» Exercise objective
All lines below must be repeated exactly, with the pictures omitted.

» Data segment
......
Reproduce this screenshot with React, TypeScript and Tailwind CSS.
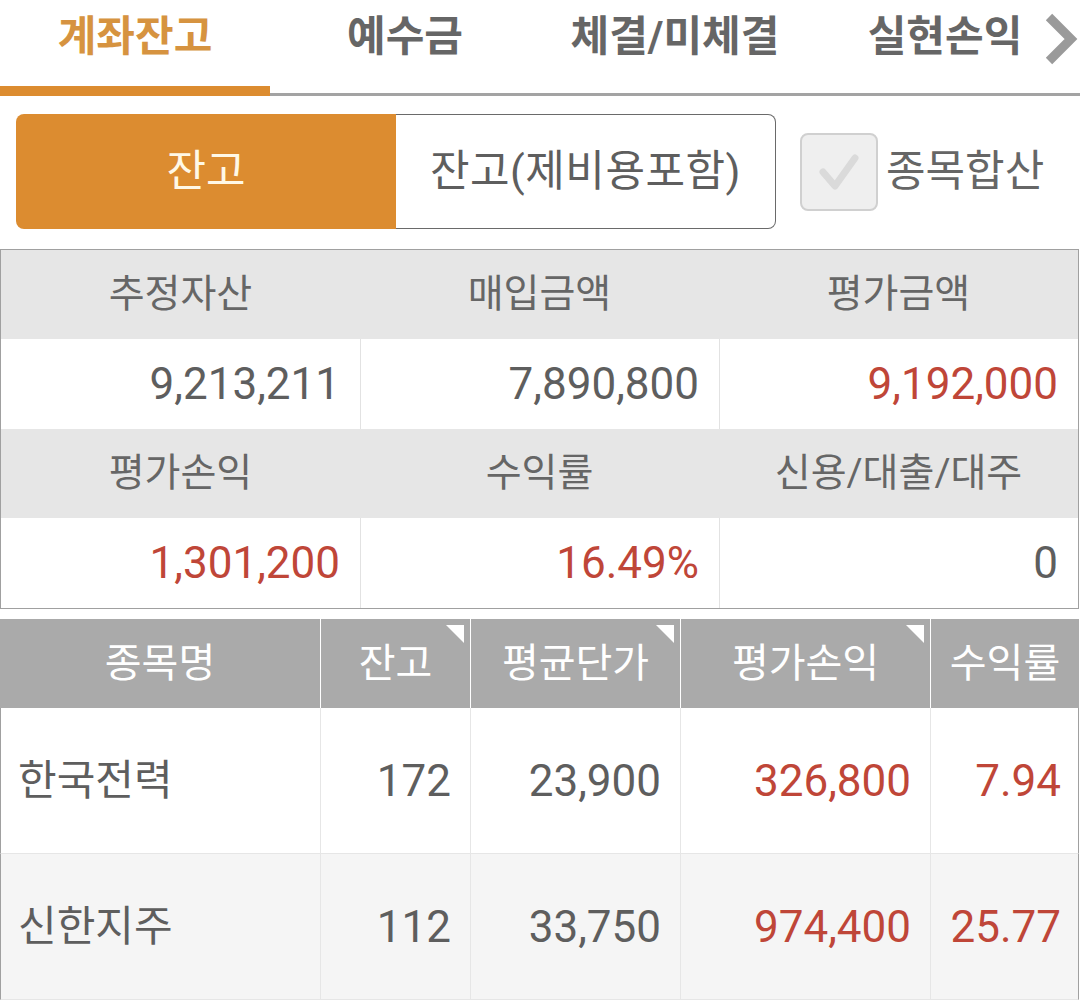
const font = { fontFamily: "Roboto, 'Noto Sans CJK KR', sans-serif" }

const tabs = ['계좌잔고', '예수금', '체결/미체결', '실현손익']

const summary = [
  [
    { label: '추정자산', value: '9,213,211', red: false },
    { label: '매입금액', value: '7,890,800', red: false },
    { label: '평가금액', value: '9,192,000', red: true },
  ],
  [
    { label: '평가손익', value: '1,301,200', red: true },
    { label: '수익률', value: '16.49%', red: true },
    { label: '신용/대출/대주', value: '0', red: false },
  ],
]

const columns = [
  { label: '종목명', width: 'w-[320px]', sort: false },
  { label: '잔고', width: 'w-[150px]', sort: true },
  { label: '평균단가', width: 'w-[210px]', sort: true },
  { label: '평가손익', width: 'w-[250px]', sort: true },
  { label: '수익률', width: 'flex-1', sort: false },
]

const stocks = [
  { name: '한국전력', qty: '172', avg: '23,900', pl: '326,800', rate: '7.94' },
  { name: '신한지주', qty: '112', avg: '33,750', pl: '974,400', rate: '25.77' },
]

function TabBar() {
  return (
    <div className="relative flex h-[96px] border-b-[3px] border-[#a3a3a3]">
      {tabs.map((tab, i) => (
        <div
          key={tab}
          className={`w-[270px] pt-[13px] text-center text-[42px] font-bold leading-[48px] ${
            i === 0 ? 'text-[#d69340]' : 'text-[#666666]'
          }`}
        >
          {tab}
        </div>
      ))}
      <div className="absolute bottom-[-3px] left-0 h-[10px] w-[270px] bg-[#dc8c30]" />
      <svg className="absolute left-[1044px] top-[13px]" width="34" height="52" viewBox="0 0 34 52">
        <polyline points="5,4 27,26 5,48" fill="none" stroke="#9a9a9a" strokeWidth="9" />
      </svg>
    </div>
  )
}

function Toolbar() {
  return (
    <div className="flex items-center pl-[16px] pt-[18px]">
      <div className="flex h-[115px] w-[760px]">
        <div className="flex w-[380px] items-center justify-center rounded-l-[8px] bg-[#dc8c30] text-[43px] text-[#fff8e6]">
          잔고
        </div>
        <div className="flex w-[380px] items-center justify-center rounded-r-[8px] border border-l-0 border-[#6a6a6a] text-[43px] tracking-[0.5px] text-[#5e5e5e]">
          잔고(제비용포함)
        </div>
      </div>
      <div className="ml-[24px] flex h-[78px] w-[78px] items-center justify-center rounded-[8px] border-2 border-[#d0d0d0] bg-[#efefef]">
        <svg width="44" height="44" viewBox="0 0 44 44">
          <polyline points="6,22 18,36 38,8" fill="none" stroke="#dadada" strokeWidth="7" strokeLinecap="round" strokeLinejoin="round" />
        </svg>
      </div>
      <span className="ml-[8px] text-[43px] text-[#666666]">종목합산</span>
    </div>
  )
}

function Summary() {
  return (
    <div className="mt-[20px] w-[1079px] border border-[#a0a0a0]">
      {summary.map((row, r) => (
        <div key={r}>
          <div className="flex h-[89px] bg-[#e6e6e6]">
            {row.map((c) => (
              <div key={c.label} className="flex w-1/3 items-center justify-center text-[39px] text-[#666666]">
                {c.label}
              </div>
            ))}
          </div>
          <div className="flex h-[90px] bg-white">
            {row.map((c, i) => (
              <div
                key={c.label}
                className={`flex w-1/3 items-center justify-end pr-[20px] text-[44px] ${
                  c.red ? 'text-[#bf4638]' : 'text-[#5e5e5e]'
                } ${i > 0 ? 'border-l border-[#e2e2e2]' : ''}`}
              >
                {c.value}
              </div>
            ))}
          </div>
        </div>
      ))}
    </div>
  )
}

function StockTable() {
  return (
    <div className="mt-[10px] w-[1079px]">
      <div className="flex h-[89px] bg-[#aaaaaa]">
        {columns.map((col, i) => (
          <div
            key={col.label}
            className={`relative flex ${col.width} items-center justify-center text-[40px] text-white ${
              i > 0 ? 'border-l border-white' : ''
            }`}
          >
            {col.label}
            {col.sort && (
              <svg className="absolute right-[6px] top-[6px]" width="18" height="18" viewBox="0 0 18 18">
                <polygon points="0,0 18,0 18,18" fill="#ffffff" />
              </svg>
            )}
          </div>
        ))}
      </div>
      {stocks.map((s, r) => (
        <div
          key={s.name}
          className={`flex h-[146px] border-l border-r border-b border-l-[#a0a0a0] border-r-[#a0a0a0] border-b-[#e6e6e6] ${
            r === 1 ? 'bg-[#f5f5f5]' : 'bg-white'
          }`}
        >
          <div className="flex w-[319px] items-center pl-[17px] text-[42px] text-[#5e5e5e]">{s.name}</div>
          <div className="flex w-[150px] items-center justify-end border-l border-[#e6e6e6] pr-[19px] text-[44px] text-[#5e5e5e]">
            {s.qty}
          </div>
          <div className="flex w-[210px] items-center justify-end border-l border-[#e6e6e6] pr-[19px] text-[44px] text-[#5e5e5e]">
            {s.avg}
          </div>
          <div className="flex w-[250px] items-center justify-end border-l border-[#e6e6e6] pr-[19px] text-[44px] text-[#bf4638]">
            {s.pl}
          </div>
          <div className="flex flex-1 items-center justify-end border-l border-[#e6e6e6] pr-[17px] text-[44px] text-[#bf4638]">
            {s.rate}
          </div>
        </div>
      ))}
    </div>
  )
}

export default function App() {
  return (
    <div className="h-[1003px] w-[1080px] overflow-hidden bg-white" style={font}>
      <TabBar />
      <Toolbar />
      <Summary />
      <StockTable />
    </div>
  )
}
......
» Problem solution
Reproduce this screenshot with React, TypeScript and Tailwind CSS.
const font = { fontFamily: "Roboto, 'Noto Sans CJK KR', sans-serif" }

const tabs = ['계좌잔고', '예수금', '체결/미체결', '실현손익']

const summary = [
  [
    { label: '추정자산', value: '9,213,211', red: false },
    { label: '매입금액', value: '7,890,800', red: false },
    { label: '평가금액', value: '9,192,000', red: true },
  ],
  [
    { label: '평가손익', value: '1,301,200', red: true },
    { label: '수익률', value: '16.49%', red: true },
    { label: '신용/대출/대주', value: '0', red: false },
  ],
]

const columns = [
  { label: '종목명', width: 'w-[320px]', sort: false },
  { label: '잔고', width: 'w-[150px]', sort: true },
  { label: '평균단가', width: 'w-[210px]', sort: true },
  { label: '평가손익', width: 'w-[250px]', sort: true },
  { label: '수익률', width: 'flex-1', sort: false },
]

const stocks = [
  { name: '한국전력', qty: '172', avg: '23,900', pl: '326,800', rate: '7.94' },
  { name: '신한지주', qty: '112', avg: '33,750', pl: '974,400', rate: '25.77' },
]

function TabBar() {
  return (
    <div className="relative flex h-[96px] border-b-[3px] border-[#a3a3a3]">
      {tabs.map((tab, i) => (
        <div
          key={tab}
          className={`w-[270px] pt-[13px] text-center text-[42px] font-bold leading-[48px] ${
            i === 0 ? 'text-[#d69340]' : 'text-[#666666]'
          }`}
        >
          {tab}
        </div>
      ))}
      <div className="absolute bottom-[-3px] left-0 h-[10px] w-[270px] bg-[#dc8c30]" />
      <svg className="absolute left-[1044px] top-[13px]" width="34" height="52" viewBox="0 0 34 52">
        <polyline points="5,4 27,26 5,48" fill="none" stroke="#9a9a9a" strokeWidth="9" />
      </svg>
    </div>
  )
}

function Toolbar() {
  return (
    <div className="flex items-center pl-[16px] pt-[18px]">
      <div className="flex h-[115px] w-[760px]">
        <div className="flex w-[380px] items-center justify-center rounded-l-[8px] bg-[#dc8c30] text-[43px] text-[#fff8e6]">
          잔고
        </div>
        <div className="flex w-[380px] items-center justify-center rounded-r-[8px] border border-l-0 border-[#6a6a6a] text-[43px] tracking-[0.5px] text-[#5e5e5e]">
          잔고(제비용포함)
        </div>
      </div>
      <div className="ml-[24px] flex h-[78px] w-[78px] items-center justify-center rounded-[8px] border-2 border-[#d0d0d0] bg-[#efefef]">
        <svg width="44" height="44" viewBox="0 0 44 44">
          <polyline points="6,22 18,36 38,8" fill="none" stroke="#dadada" strokeWidth="7" strokeLinecap="round" strokeLinejoin="round" />
        </svg>
      </div>
      <span className="ml-[8px] text-[43px] text-[#666666]">종목합산</span>
    </div>
  )
}

function Summary() {
  return (
    <div className="mt-[20px] w-[1079px] border border-[#a0a0a0]">
      {summary.map((row, r) => (
        <div key={r}>
          <div className="flex h-[89px] bg-[#e6e6e6]">
            {row.map((c) => (
              <div key={c.label} className="flex w-1/3 items-center justify-center text-[39px] text-[#666666]">
                {c.label}
              </div>
            ))}
          </div>
          <div className="flex h-[90px] bg-white">
            {row.map((c, i) => (
              <div
                key={c.label}
                className={`flex w-1/3 items-center justify-end pr-[20px] text-[44px] ${
                  c.red ? 'text-[#bf4638]' : 'text-[#5e5e5e]'
                } ${i > 0 ? 'border-l border-[#e2e2e2]' : ''}`}
              >
                {c.value}
              </div>
            ))}
          </div>
        </div>
      ))}
    </div>
  )
}

function StockTable() {
  return (
    <div className="mt-[10px] w-[1079px]">
      <div className="flex h-[89px] bg-[#aaaaaa]">
        {columns.map((col, i) => (
          <div
            key={col.label}
            className={`relative flex ${col.width} items-center justify-center text-[40px] text-white ${
              i > 0 ? 'border-l border-white' : ''
            }`}
          >
            {col.label}
            {col.sort && (
              <svg className="absolute right-[6px] top-[6px]" width="18" height="18" viewBox="0 0 18 18">
                <polygon points="0,0 18,0 18,18" fill="#ffffff" />
              </svg>
            )}
          </div>
        ))}
      </div>
      {stocks.map((s, r) => (
        <div
          key={s.name}
          className={`flex h-[146px] border-l border-r border-b border-l-[#a0a0a0] border-r-[#a0a0a0] border-b-[#e6e6e6] ${
            r === 1 ? 'bg-[#f5f5f5]' : 'bg-white'
          }`}
        >
          <div className="flex w-[319px] items-center pl-[17px] text-[42px] text-[#5e5e5e]">{s.name}</div>
          <div className="flex w-[150px] items-center justify-end border-l border-[#e6e6e6] pr-[19px] text-[44px] text-[#5e5e5e]">
            {s.qty}
          </div>
          <div className="flex w-[210px] items-center justify-end border-l border-[#e6e6e6] pr-[19px] text-[44px] text-[#5e5e5e]">
            {s.avg}
          </div>
          <div className="flex w-[250px] items-center justify-end border-l border-[#e6e6e6] pr-[19px] text-[44px] text-[#bf4638]">
            {s.pl}
          </div>
          <div className="flex flex-1 items-center justify-end border-l border-[#e6e6e6] pr-[17px] text-[44px] text-[#bf4638]">
            {s.rate}
          </div>
        </div>
      ))}
    </div>
  )
}

export default function App() {
  return (
    <div className="h-[1003px] w-[1080px] overflow-hidden bg-white" style={font}>
      <TabBar />
      <Toolbar />
      <Summary />
      <StockTable />
    </div>
  )
}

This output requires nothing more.